その笑顔にバーナビーはいえ、と口篭った。
一晩入院。 そう聞いてバーナビーは寂しいと思ったのだ。帰らないで傍に居て欲しいと願うのはおかしいだろうか。おかしいだろう。カリーナもそう思っていたじゃないか。疑惑の二人――彼女はそう少なくとも僕を見ていたと思ってあれ?と首を傾げた。
あのNEXTの力、なんだか詳細は判らないが、一つだけ憶えている。
僕は先ほどまで、カリーナの心の中に居たのだ。 だとすると。
「どうした、バニー」
「いえ、あの・・・」
「ちょっとナースセンターにいって、簡易ベッド借りられないか聞いてくる」
「えっ」
 バーナビーは虎徹を見て絶句してしまう。
口に出して言っただろうか? いや――違う、虎徹はそう多分、――。
「俺のせいでこんなことになったんだ。今日は傍に居るよ。いや居させてくれ」
「ブルーローズさんの方は――」
「あちらは親御さんがついてるから大丈夫だろう。大体こんなおじさん病室に入れるの嫌だろうし。向こうの親御さんだって許さないよ」
 そうですね・・・。
バーナビーは曖昧に頷いた。



 次の日の朝、二人は特に異常が見つからず退院することになった。
虎徹は再びカリーナの母であるクリスティーナに挨拶に行き、同じように捕まっていた。
「まあまあ、昨日に引き続き挨拶だなんて、すみません」
 そういいながら凄く嬉しそうにクリスティーナは虎徹にサイン帳を渡し、出来ればバーナビーさんにも一筆と押し付けていた。
「やめてよママ」
 ハンサム・・・じゃなくてバーナビーの分なら私が後から貰ってくるわよ。ていうかータイガーの分だって私が貰ってあげるわよ。
「あらーこういうのはね、本人を前にして書いて貰うのが醍醐味なのよ。 よかったら写真もご一緒に」
「いやあ、はは・・・。 その俺はバニーと違ってそういうの慣れてませんので」
「まああ、やっぱりバニーとお呼びになるのね! テレビと一緒だわ」
「ママ」
 カリーナはクリスティーナの脇腹をつつく。正直こういうのはやめて欲しかった。
だってこんなの子供みたいじゃないの!
それから虎徹はまたカリーナに「ごめんな」と謝った。
「あのさ、今度から俺を庇う・・・、なんてことやめてくれよ」
 どき。
謝りながら言われたその言葉にカリーナは妙に傷ついてしまう。
何故なら庇われたのが迷惑、という風に聴こえたからだ。

――女の子に庇われた上に、こんな風に恩に着せられたらたまらないって虎徹さん思ってるかもしれないですしね。

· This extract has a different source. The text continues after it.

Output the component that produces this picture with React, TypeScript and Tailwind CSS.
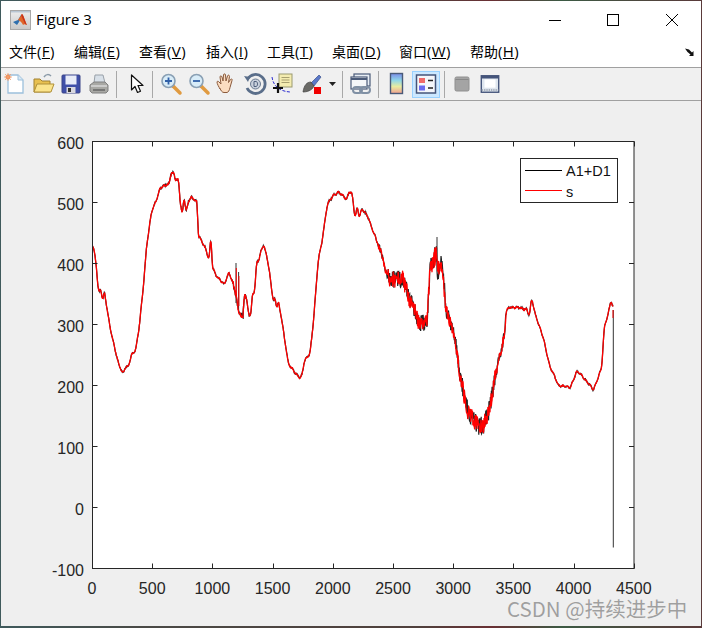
import React from "react";

const P: [number, number][] = [
  [92.7,245],[94,250],[96,263],[97.5,280],[98.7,293],[100.7,289],[102.7,300.7],[104.3,291.7],[107.3,310],[110,326.7],[115,350],[118.3,363],[123,373.3],[125,368],[128.3,367],[131.7,354],[135.7,350],[139.3,326.7],[143.3,286.7],[146.7,245],[151.7,211.7],[156,200.7],[160,188.3],[169.3,183.3],[170.7,173.3],[174,173.3],[175,180],[178.7,180],[180,200],[182.3,215],[184,196.7],[186.3,213.3],[188.3,201.7],[191.7,196.7],[197.3,202.7],[198,235],[205,246.7],[209,260],[211,236],[212.3,266.7],[216,275],[220,280],[224,285],[229,271.7],[233.3,285],[236,295],[238.3,310],[243.3,318.3],[244,293.3],[246,297],[249,315],[251,315],[252.3,293.3],[254.7,291.7],[256.7,261.7],[259,261],[260.7,251.7],[263.3,244],[266.7,255],[270,276.7],[273.3,301.7],[275,297],[276.7,308],[278.3,301],[281.7,320],[288.3,363],[290.7,367],[295,373],[300,377.3],[302,375],[304.3,361.7],[310,353],[313.3,323],[318.3,260],[321.7,243],[327.3,205],[333.3,195],[338.3,192.3],[346.7,199],[349.3,191],[352.3,195],[355,218.3],[357.3,206.7],[359.3,216.7],[361.7,209],[368.3,217.3],[372.7,230],[379.3,248.3],[381.7,253],[385,270],[390,280],[403.3,278.3],[408.3,296.7],[413.3,306.7],[420,325],[427.3,320],[430,266.7],[433,262],[436.7,255],[438,275],[441.7,258],[446,310],[451.7,326.7],[455,337],[460,376.7],[468.3,413],[476.7,424],[483.3,427],[490,406.7],[498.3,360],[504.3,336.7],[506,311.7],[510,306.7],[526.7,309],[529.3,316.7],[531.7,298.3],[535,313],[543.3,338.3],[550,366.7],[558.3,385],[570,387.7],[576.7,371.7],[581.7,375],[593.3,390],[601.7,368],[604.3,326.7],[608.3,313],[611,300],[613.3,310],
];

function amp(x: number) {
  if (x < 233) return x > 160 && x < 200 ? 1.8 : 1.2;
  if (x < 246) return 5;
  if (x < 378) return 1.3;
  if (x < 388) return 6;
  if (x < 430) return 15;
  if (x < 445) return 20;
  if (x < 462) return 12;
  if (x < 495) return 16;
  if (x < 506) return 10;
  if (x < 533) return 1.5;
  return 1;
}

function series(seed: number, k: number) {
  let s = seed;
  const rnd = () => {
    s = (s * 16807) % 2147483647;
    return s / 2147483647 - 0.5;
  };
  const xs: number[] = [];
  const ys: number[] = [];
  for (let i = 0; i < P.length - 1; i++) {
    const [x0, y0] = P[i];
    const [x1, y1] = P[i + 1];
    const n = Math.max(1, Math.round((x1 - x0) / 0.35));
    for (let j = 0; j < n; j++) {
      const t = j / n;
      xs.push(x0 + (x1 - x0) * t);
      ys.push(y0 + (y1 - y0) * t);
    }
  }
  let d = "";
  for (let i = 0; i < xs.length; i++) {
    let sum = 0;
    let c = 0;
    for (let w = -2; w <= 2; w++) {
      const v = ys[i + w];
      if (v !== undefined) {
        sum += v;
        c++;
      }
    }
    const x = xs[i];
    const y = sum / c + rnd() * amp(x) * k + (Math.sin(x * 1.37) + 0.7 * Math.sin(x * 0.53)) * 0.7;
    d += (d ? "L" : "M") + x.toFixed(2) + " " + y.toFixed(2);
  }
  return d;
}

const red = series(12345, 1);
const black = series(98765, 1.15);
const yTicks = [600, 500, 400, 300, 200, 100, 0, -100];
const xTicks = [0, 500, 1000, 1500, 2000, 2500, 3000, 3500, 4000, 4500];
const menus = [
  ["文件", "F", "w-[65px]"],
  ["编辑", "E", "w-[65px]"],
  ["查看", "V", "w-[67px]"],
  ["插入", "I", "w-[61px]"],
  ["工具", "T", "w-[65px]"],
  ["桌面", "D", "w-[67px]"],
  ["窗口", "W", "w-[71px]"],
  ["帮助", "H", "w-[60px]"],
];

function Ico({ children }: { children: React.ReactNode }) {
  return (
    <svg width="24" height="24" viewBox="0 0 24 24" className="block">
      {children}
    </svg>
  );
}

function Sep({ ml }: { ml: string }) {
  return <div className={`h-[27px] w-px shrink-0 bg-[#a8a8a8] ${ml}`} />;
}

function Slot({ w, children }: { w: string; children: React.ReactNode }) {
  return <div className={`flex h-full shrink-0 items-center justify-center ${w}`}>{children}</div>;
}

export default function App() {
  return (
    <div className="flex h-[628px] w-[702px] flex-col overflow-hidden bg-[linear-gradient(90deg,#3f5a5c_0%,#4a4a46_20%,#50403c_60%,#6a3034_70%,#3c5a44_80%,#5a3a3a_100%)] px-px pt-px pb-[2px]">
      {/* Title bar */}
      <div className="relative flex h-[37px] shrink-0 items-center bg-white pl-[9px]">
        <svg width="21" height="20" viewBox="0 0 21 20" className="block">
          <defs>
            <linearGradient id="fr" x1="0" y1="0" x2="0" y2="1">
              <stop offset="0" stopColor="#9fb4c8" />
              <stop offset="0.15" stopColor="#e8e8e8" />
              <stop offset="1" stopColor="#c8c8c8" />
            </linearGradient>
          </defs>
          <rect x="0.5" y="0.5" width="20" height="19" fill="url(#fr)" stroke="#a8a8a8" />
          <path d="M3 12l5-2 3-5 1 1-3 6-2 3z" fill="#2f6fae" />
          <path d="M8 10l4-6c1.500 1 3 7 5 11-2-1-3-1-4 0-1-2-2-4-5-5z" fill="#e0662a" />
          <path d="M11 5l1-1c1.500 1 3 7 5 11l-2-1z" fill="#c9351c" />
        </svg>
        <span className="ml-[5px] text-[15px] leading-none text-black [font-family:'Open_Sans','Noto_Sans',sans-serif]">Figure 3</span>
        <div className="ml-auto flex items-center">
          <svg width="14" height="14" viewBox="0 0 14 14" className="mr-[44px] block">
            <path d="M1 7.500h12" stroke="#000" strokeWidth="1" />
          </svg>
          <svg width="14" height="14" viewBox="0 0 14 14" className="mr-[45px] block">
            <rect x="1.500" y="1.500" width="11" height="11" fill="none" stroke="#000" />
          </svg>
          <svg width="14" height="14" viewBox="0 0 14 14" className="mr-[22px] block">
            <path d="M1 1l12 12M13 1L1 13" stroke="#000" strokeWidth="1" />
          </svg>
        </div>
      </div>

      {/* Menu bar */}
      <div className="flex h-[30px] shrink-0 items-center border-b border-[#a0a0a0] bg-white pb-[2px] pl-[8px] text-[14px] leading-none text-black [font-family:'Noto_Sans_CJK_SC','Noto_Sans',sans-serif]">
        {menus.map(([c, k, w]) => (
          <span key={k} className={`whitespace-nowrap ${w}`}>
            {c}
            <span className="text-[15px] tracking-[0.4px] [font-family:'Open_Sans','Noto_Sans',sans-serif]">
              (<span className="underline">{k}</span>)
            </span>
          </span>
        ))}
        <svg width="12" height="10" viewBox="0 0 12 10" className="ml-auto mr-[5px] block">
          <path d="M1 1.500l4 1 3 3 1.500-1.500V9H5l1.500-1.500-3-2.500z" fill="#111" />
        </svg>
      </div>

      {/* Toolbar */}
      <div className="flex h-[33px] shrink-0 items-center border-b border-[#a0a0a0] bg-[#f0f0f0]">
        <Slot w="w-[28px]">
          <Ico>
            <path d="M5 3h10l5 5v13H5z" fill="#fff" stroke="#9cc0dc" strokeWidth="1.300" />
            <path d="M15 3v5h5" fill="#d8e8f4" stroke="#9cc0dc" />
            <circle cx="5" cy="5" r="2.500" fill="#f08a50" />
            <path d="M5 1v8M1 5h8M2 2l6 6M8 2l-6 6" stroke="#f0a070" strokeWidth="0.800" />
          </Ico>
        </Slot>
        <Slot w="w-[27px]">
          <Ico>
            <path d="M13 5c2-3 5-3 7-1" fill="none" stroke="#8a9aa8" strokeWidth="1.500" />
            <path d="M3 20V7h6l2 2h8v11z" fill="#e8c050" stroke="#a08030" />
            <path d="M3 20l3-8h17l-3 8z" fill="#fbe48c" stroke="#b09038" />
          </Ico>
        </Slot>
        <Slot w="w-[29px]">
          <Ico>
            <rect x="3" y="3" width="18" height="18" rx="1" fill="#3f4fa8" stroke="#3a4488" />
            <rect x="6.500" y="3.500" width="11" height="9" fill="#e8ecf8" />
            <rect x="7.500" y="15" width="9" height="6" fill="#d8d8e0" />
            <rect x="9" y="16" width="3" height="4" fill="#333" />
          </Ico>
        </Slot>
        <Slot w="w-[27px]">
          <Ico>
            <path d="M8 3h8l2 8H7z" fill="#d8e0e8" stroke="#98a0a8" />
            <path d="M3 13l4-3h11l3 3v6l-2 2H5l-2-2z" fill="#a8a8a4" stroke="#808080" />
            <path d="M4 14h16" stroke="#d8d8d8" strokeWidth="1.500" />
            <path d="M6 18h12" stroke="#666" strokeWidth="1.500" />
          </Ico>
        </Slot>
        <Sep ml="ml-[4px]" />
        <div className="flex h-full w-[35px] shrink-0 items-center justify-center pl-[5px]">
          <Ico>
            <path d="M6.500 3v15l3.500-3.500 2.500 6 3-1.300-2.500-5.700h5z" fill="#fff" stroke="#111" strokeWidth="1.200" strokeLinejoin="round" />
          </Ico>
        </div>
        <Sep ml="" />
        <Slot w="w-[28px] ml-[4px]">
          <Ico>
            <path d="M14 14l7 7" stroke="#e09a40" strokeWidth="3.500" strokeLinecap="round" />
            <circle cx="9.500" cy="9" r="6.500" fill="#d8ecf8" stroke="#8aa0b4" strokeWidth="1.600" />
            <path d="M6 9h7M9.500 5.500v7" stroke="#3060a8" strokeWidth="1.800" />
          </Ico>
        </Slot>
        <Slot w="w-[28px]">
          <Ico>
            <path d="M14 14l7 7" stroke="#e09a40" strokeWidth="3.500" strokeLinecap="round" />
            <circle cx="9.500" cy="9" r="6.500" fill="#d8ecf8" stroke="#8aa0b4" strokeWidth="1.600" />
            <path d="M6 9h7" stroke="#3060a8" strokeWidth="1.800" />
          </Ico>
        </Slot>
        <Slot w="w-[28px]">
          <Ico>
            <path d="M5 17c-1-2-3-5-3-7 0-1 1.500-1 2 0l2 2-1-7c0-1.500 1.500-1.500 2 0l1 4 .5-6c0-1.500 2-1.500 2 0l.5 6 1.500-5c.5-1.500 2-1 2 .5l-1 6 2-3c1-1 2-.5 1.500 1l-2 7c-.5 3-2 5-3 5H9c-2 0-3-2-4-4z" fill="#fbdcc0" stroke="#8a5a3c" strokeWidth="1" />
          </Ico>
        </Slot>
        <Slot w="w-[27px]">
          <Ico>
            <path d="M4.500 7A9.500 9.500 0 1 1 4 16" fill="none" stroke="#5a6e8a" strokeWidth="2.800" />
            <path d="M1 4l6 1-2 5z" fill="#5a6e8a" />
            <circle cx="12.500" cy="12" r="5" fill="#c8d0dc" stroke="#6a7a90" />
            <path d="M11 9.500h2c2 0 2 5 0 5h-2z" fill="none" stroke="#50607c" />
          </Ico>
        </Slot>
        <Slot w="w-[28px]">
          <Ico>
            <path d="M2 5c1 7 5 14 18 15" fill="none" stroke="#2a2ad0" strokeWidth="1" strokeDasharray="3 1.500" />
            <rect x="9" y="2" width="13" height="13" fill="#f4ecb0" stroke="#9a9a70" />
            <path d="M11.500 5.500h8M11.500 8h8M11.500 10.500h8" stroke="#a8a070" />
            <path d="M8 11v10M3 16h10" stroke="#111" strokeWidth="2.200" />
          </Ico>
        </Slot>
        <Slot w="w-[30px]">
          <Ico>
            <path d="M12 11l8-8 2 2-7 9z" fill="#5a78c8" stroke="#3a508c" strokeWidth="0.700" />
            <path d="M12 10c-4 0-7 3-8 10 3 0 9-1 11-6z" fill="#6a6a66" stroke="#444" strokeWidth="0.700" />
            <rect x="15" y="15" width="7" height="7" fill="#f00000" />
          </Ico>
        </Slot>
        <Slot w="w-[12px]">
          <svg width="7" height="4" viewBox="0 0 7 4" className="block">
            <path d="M0 0h7L3.500 4z" fill="#222" />
          </svg>
        </Slot>
        <Sep ml="ml-[4px]" />
        <Slot w="w-[35px]">
          <Ico>
            <rect x="5" y="2" width="16" height="12" fill="#e8eef4" stroke="#4a5a78" strokeWidth="1.200" />
            <rect x="2" y="5" width="16" height="12" fill="#f4f6f8" stroke="#4a5a78" strokeWidth="1.200" />
            <path d="M2 7h16" stroke="#4a5a78" strokeWidth="2" />
            <rect x="4" y="15" width="9" height="6" rx="3" fill="none" stroke="#8090a4" strokeWidth="2" />
            <rect x="11" y="15" width="10" height="6" rx="3" fill="none" stroke="#8090a4" strokeWidth="2" />
          </Ico>
        </Slot>
        <Sep ml="" />
        <div className="flex h-full w-[33px] shrink-0 items-center justify-center pl-[3px]">
          <Ico>
            <defs>
              <linearGradient id="cb" x1="0" y1="0" x2="0" y2="1">
                <stop offset="0" stopColor="#7a8ce8" />
                <stop offset="0.35" stopColor="#90d8e8" />
                <stop offset="0.65" stopColor="#e8eca0" />
                <stop offset="1" stopColor="#f0a090" />
              </linearGradient>
            </defs>
            <rect x="5.500" y="1.500" width="12" height="20" fill="url(#cb)" stroke="#4a5a78" strokeWidth="1.400" />
          </Ico>
        </div>
        <div className="flex h-[27px] w-[28px] shrink-0 items-center justify-center border border-[#99d1ff] bg-[#cce8ff]">
          <Ico>
            <rect x="2.500" y="3" width="19" height="18" fill="#f4f6fa" stroke="#44547a" strokeWidth="1.500" />
            <rect x="5" y="6" width="6" height="5" fill="#f06a6a" />
            <rect x="5" y="13.500" width="6" height="5" fill="#6a6af0" />
            <path d="M14 8.500h5M14 16h5" stroke="#222" strokeWidth="1.500" />
          </Ico>
        </div>
        <Sep ml="ml-[4px]" />
        <Slot w="w-[34px]">
          <Ico>
            <rect x="5" y="5" width="14" height="14" rx="1.500" fill="#a4a4a4" stroke="#909090" />
            <path d="M5.500 7.500h13" stroke="#888888" />
          </Ico>
        </Slot>
        <Slot w="w-[22px]">
          <Ico>
            <rect x="2.500" y="3" width="19" height="18" fill="#dfe6ee" stroke="#44547a" strokeWidth="1.500" />
            <rect x="2.500" y="3" width="19" height="3" fill="#44547a" />
            <rect x="6" y="7" width="12" height="9" fill="#fff" />
            <path d="M3 18.500h18" stroke="#a8b0bc" strokeWidth="2" strokeDasharray="1.500 1" />
          </Ico>
        </Slot>
      </div>

      {/* Figure area */}
      <div className="relative min-h-0 flex-1 bg-[#efefef]">
        <svg width="700" height="525" viewBox="1 101 700 525" className="block">
          <rect x="92.5" y="141.5" width="541.500" height="427" fill="#fff" />
          <path d="M92.500 418V245" stroke="#555" strokeWidth="1" fill="none" />
          <path d={black} fill="none" stroke="#222" strokeWidth="1.200" />
          <path d="M236 263V303M238.600 272V310M243.300 306V319M437 237V262M613.300 310V547.500" fill="none" stroke="#333" strokeWidth="1" />
          <path d={red} fill="none" stroke="#ff0000" strokeWidth="1.300" strokeLinejoin="round" />
          <path d="M613 310V318M236.300 268V298M238.900 276V306" stroke="#ff0000" strokeWidth="1" />

          <g stroke="#262626" strokeWidth="1" fill="none">
            <rect x="92.5" y="141.5" width="541.500" height="427" />
            {yTicks.map((_, i) => (
              <path key={i} d={`M92.500 ${141.5 + i * 61}h5M634 ${141.5 + i * 61}h-5`} />
            ))}
            {xTicks.map((_, i) => (
              <path key={i} d={`M${Math.round(92 + i * 60.2) + 0.5} 568.500v-5M${Math.round(92 + i * 60.2) + 0.5} 141.500v5`} />
            ))}
          </g>

          <g fill="#262626" fontSize="16" fontFamily="'Liberation Sans',Arial,sans-serif">
            {yTicks.map((t, i) => (
              <text key={t} x="84" y={149 + i * 61} textAnchor="end">
                {t}
              </text>
            ))}
            {xTicks.map((t, i) => (
              <text key={t} x={92 + i * 60.2} y="594" textAnchor="middle">
                {t}
              </text>
            ))}
          </g>

          <rect x="520.5" y="158.5" width="97" height="44" fill="#fff" stroke="#262626" />
          <path d="M525 170.500h37" stroke="#000" />
          <path d="M525 190.500h37" stroke="#ff0000" />
          <g fill="#111" fontSize="14.500" fontFamily="'Liberation Sans',Arial,sans-serif">
            <text x="566" y="176">A1+D1</text>
            <text x="566" y="197">s</text>
          </g>
        </svg>
        <span className="absolute left-[506px] top-[497px] whitespace-nowrap text-[20.5px] leading-[20px] text-[#8c8c8c] opacity-80 [font-family:'Noto_Sans_CJK_SC','Noto_Sans',sans-serif] [text-shadow:0_0_1px_#ffffff]">
          CSDN @持续进步中
        </span>
      </div>
    </div>
  );
}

カリーナはぴくっと肩を反応させ、その仕草は些細なことなのに不自然だったのか虎徹が眉を顰めた。
「その、な、ブルーローズ」
「虎徹君!」
 廊下をばたばたと走ってくる音がしてロイズが現れた。
カリーナはロイズと面識がなかったが、取材や撮影にバーナビーに寄り添っているのを何度か見ていて彼がアポロンメディアの重役だということを知っている。
ヒーロー事業部総括でもあるんだっけと思い出しながらロイズを眺めていると、彼は虎徹に向かって困ったように言った。
「さっき支度をして帰ろうとしたところで、またバーナビー君の意識がなくなって」
「なんだって?」
 虎徹がおろおろとロイズを見て、カリーナを見た。
「すみません、お暇します。ホントにすいませんでしたっ」
 まあまあと頬に手を当てて大丈夫なのかしらとクリスティーナが呟き、ロイズと虎徹の後姿をカリーナは無表情に見送る。

 ムカつく、ハンサム。

「何か言った?」
「いいえ、何も言ってないわママ」
 カリーナは尚も廊下の向こうを睨みつけていたが無言で踵を返す。
どうしたのかしらねと急に不機嫌になった娘の横顔を見つつ、クリスティーナも病院を去るべく受付へと歩き出した。